• DATA SUPPLIED
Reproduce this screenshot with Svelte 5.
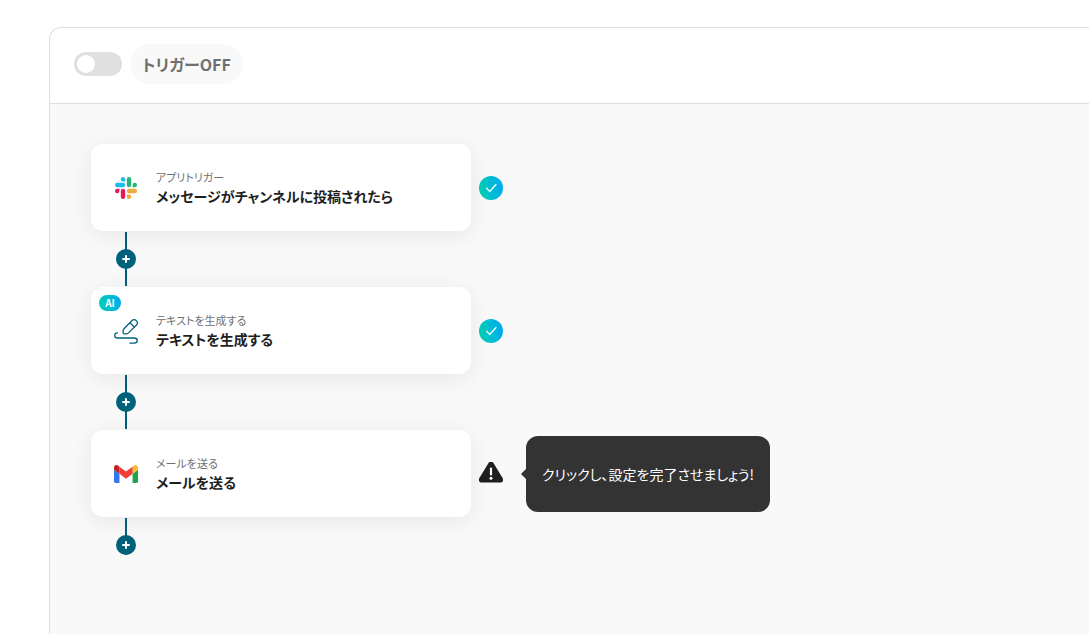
<script lang="ts">
  type Step = { id: string; kind: string; title: string; ai?: boolean; ready: boolean };

  const steps: Step[] = [
    { id: 'slack', kind: 'アプリトリガー', title: 'メッセージがチャンネルに投稿されたら', ready: true },
    { id: 'write', kind: 'テキストを生成する', title: 'テキストを生成する', ai: true, ready: true },
    { id: 'gmail', kind: 'メールを送る', title: 'メールを送る', ready: false }
  ];

  let enabled = $state(false);
</script>

<main class="panel">
  <header class="bar">
    <input id="trigger" class="switch" type="checkbox" role="switch" bind:checked={enabled} />
    <label class="state" for="trigger">トリガー{enabled ? 'ON' : 'OFF'}</label>
  </header>

  <section class="canvas">
    {#each steps as step, i (step.id)}
      <div class="row">
        <button class="card" type="button">
          {#if step.ai}<span class="ai">AI</span>{/if}
          <span class="icon">
            {#if step.id === 'slack'}
              <svg width="24" height="24" viewBox="0 0 24 24" aria-hidden="true">
                <g fill="#1fbcee">
                  <path d="M9 1a2.200 2.200 0 0 0 0 4.400h2.200V3.200A2.200 2.200 0 0 0 9 1z" />
                  <rect x="1" y="6.800" width="10.200" height="4.400" rx="2.200" />
                </g>
                <g fill="#22b67a">
                  <path d="M23 9a2.200 2.200 0 0 0-4.400 0v2.200h2.200A2.200 2.200 0 0 0 23 9z" />
                  <rect x="12.800" y="1" width="4.400" height="10.200" rx="2.200" />
                </g>
                <g fill="#edab3c">
                  <path d="M15 23a2.200 2.200 0 0 0 0-4.400h-2.200v2.200A2.200 2.200 0 0 0 15 23z" />
                  <rect x="12.800" y="12.800" width="10.200" height="4.400" rx="2.200" />
                </g>
                <g fill="#e31b58">
                  <path d="M1 15a2.200 2.200 0 0 0 4.400 0v-2.200H3.200A2.200 2.200 0 0 0 1 15z" />
                  <rect x="6.800" y="12.800" width="4.400" height="10.200" rx="2.200" />
                </g>
              </svg>
            {:else if step.id === 'write'}
              <svg width="28" height="28" viewBox="0 0 28 28" fill="none" stroke="#00617a" stroke-width="1.300" stroke-linecap="round" stroke-linejoin="round" aria-hidden="true">
                <path d="m12 11.700 8.300-8.400a2.500 2.500 0 0 1 3.600 0l.8.800a2.500 2.500 0 0 1 0 3.600l-8.200 8.200a3 3 0 0 1-2.100.9h-2.200a1.100 1.100 0 0 1-1.100-1.100v-1.900a3 3 0 0 1 .9-2.100z" />
                <path d="m18 5.700 4.400 4.400" />
                <path d="M5.400 15.900c-1.600.2-2.700 1.200-2.700 2.500 0 1.500 1.100 2.600 2.900 2.600h16.700c1.900 0 2.900.9 2.900 2.500s-1.100 2.600-2.900 2.600h-4.400" />
              </svg>
            {:else}
              <svg width="24" height="18" viewBox="52 42 88 66" aria-hidden="true">
                <path fill="#3377ee" d="M58 108h14V74L52 59v43c0 3.320 2.690 6 6 6" />
                <path fill="#23a24c" d="M120 108h14c3.320 0 6-2.690 6-6V59l-20 15" />
                <path fill="#fdbb2d" d="M120 48v26l20-15v-8c0-7.420-8.470-11.650-14.400-7.200" />
                <path fill="#ef3f37" d="M72 74V48l24 18 24-18v26L96 92" />
                <path fill="#c5221f" d="M52 51v8l20 15V48l-5.600-4.200c-5.940-4.450-14.400-.22-14.400 7.200" />
              </svg>
            {/if}
          </span>
          <span class="text">
            <span class="kind">{step.kind}</span>
            <span class="title">{step.title}</span>
          </span>
        </button>
        {#if step.ready}
          <svg class="status" width="24" height="24" viewBox="0 0 24 24" aria-hidden="true">
            <defs>
              <linearGradient id="ok-{i}" x1="0" y1="0.600" x2="1" y2="0.400">
                <stop offset="0" stop-color="#00d1b5" />
                <stop offset="1" stop-color="#00aaf0" />
              </linearGradient>
            </defs>
            <circle cx="12" cy="12" r="12" fill="url(#ok-{i})" />
            <path d="m7.300 11.900 3.400 3.600 6.600-7.200" fill="none" stroke="#fff" stroke-width="1.300" />
          </svg>
        {:else}
          <svg class="status" width="24" height="24" viewBox="0 0 24 24" aria-hidden="true">
            <path fill="#1f1f1f" d="M9.700.8a2.700 2.700 0 0 1 4.600 0l9.300 15.300c1.100 2.300.3 4.400-2.200 4.400H2.600c-2.500 0-3.300-2.100-2.200-4.400z" />
            <path d="M12 6.500v6" stroke="#fff" stroke-width="2.200" stroke-linecap="round" />
            <circle cx="12" cy="16.200" r="1.500" fill="#fff" />
          </svg>
          <p class="tip" role="tooltip">クリックし、設定を完了させましょう!</p>
        {/if}
      </div>
      <div class="link" class:last={i === steps.length - 1}>
        <button class="add" type="button" aria-label="ステップを追加">
          <svg width="20" height="20" viewBox="0 0 20 20" aria-hidden="true">
            <path d="M10 7v6M7 10h6" stroke="#fff" stroke-width="2" stroke-linecap="round" />
          </svg>
        </button>
      </div>
    {/each}
  </section>
</main>

<style>
  :global(body) {
    background: #fff;
  }
  .panel {
    box-sizing: border-box;
    display: flex;
    flex-direction: column;
    min-height: calc(100vh - 27px);
    margin: 27px 0 0 49px;
    border: solid #dedede;
    border-width: 1px 0 0 1px;
    border-radius: 12px 0 0 0;
    overflow: hidden;
    color: #1f1f1f;
    font-family: 'Noto Sans CJK JP', sans-serif;
    font-feature-settings: 'palt';
  }
  .bar {
    display: flex;
    align-items: center;
    gap: 8px;
    padding: 16px 24px 19px;
    border-bottom: 1px solid #dedede;
  }
  .switch {
    appearance: none;
    display: flex;
    align-items: center;
    box-sizing: border-box;
    width: 48px;
    height: 24px;
    margin: 0;
    padding: 3px;
    border-radius: 12px;
    background: #e0e0e0;
    cursor: pointer;
  }
  .switch::before {
    content: '';
    width: 18px;
    height: 18px;
    border-radius: 50%;
    background: #fff;
  }
  .switch:checked {
    justify-content: flex-end;
    background: #00617a;
  }
  .state {
    padding: 0 12px;
    border-radius: 20px;
    background: #f9f9f9;
    color: #707070;
    font-size: 16px;
    font-weight: 700;
    line-height: 40px;
  }
  .canvas {
    flex: 1;
    padding: 40px 41px;
    background: #f9f9f9;
  }
  .row {
    display: flex;
    align-items: center;
  }
  button {
    border: 0;
    color: inherit;
    font: inherit;
    font-feature-settings: inherit;
    cursor: pointer;
  }
  .card {
    position: relative;
    display: flex;
    align-items: center;
    gap: 16px;
    width: 380px;
    height: 87px;
    padding: 0 21px;
    border-radius: 12px;
    background: #fff;
    box-shadow: 0 4px 24px rgb(0 0 0 / 8%);
    text-align: left;
  }
  .icon {
    display: flex;
    justify-content: center;
    width: 28px;
  }
  .text {
    display: flex;
    flex-direction: column;
  }
  .kind {
    color: #707070;
    font-size: 11px;
    line-height: 16px;
  }
  .title {
    font-size: 14px;
    font-weight: 700;
    line-height: 22px;
  }
  .ai {
    position: absolute;
    top: 8px;
    left: 8px;
    width: 22px;
    border-radius: 8px;
    background: linear-gradient(80deg, #00d1b5, #00aaf0);
    color: #fff;
    font-size: 10px;
    font-weight: 700;
    line-height: 16px;
    text-align: center;
  }
  .status {
    flex: none;
    margin-left: 8px;
  }
  .tip {
    position: relative;
    margin: 0 0 0 23px;
    padding: 0 16px;
    border-radius: 12px;
    background: #333;
    color: #fff;
    font-size: 14px;
    line-height: 76px;
    white-space: nowrap;
  }
  .tip::before {
    content: '';
    position: absolute;
    top: 50%;
    left: -5px;
    border: solid transparent;
    border-width: 6px 6px 6px 0;
    border-right-color: #333;
    transform: translateY(-50%);
  }
  .link {
    display: flex;
    align-items: center;
    justify-content: center;
    width: 20px;
    height: 54px;
    margin: 1px 0 1px 25px;
    background: linear-gradient(#00617a, #00617a) center / 2px 100% no-repeat;
  }
  .link.last {
    align-items: flex-end;
    height: 37px;
  }
  .add {
    display: flex;
    padding: 0;
    border-radius: 50%;
    background: #00617a;
  }
</style>
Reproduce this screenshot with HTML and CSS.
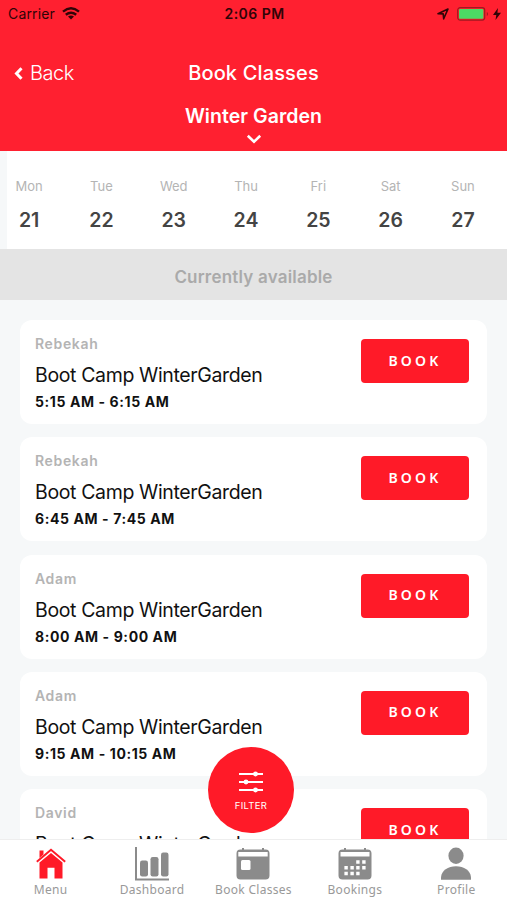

• WORK TO BE COMPLETED
Gather all lines of the records that include the word "with".

• FULL OUTPUT
Reproduce this screenshot with Svelte 5.
Reproduce this screenshot with HTML and CSS.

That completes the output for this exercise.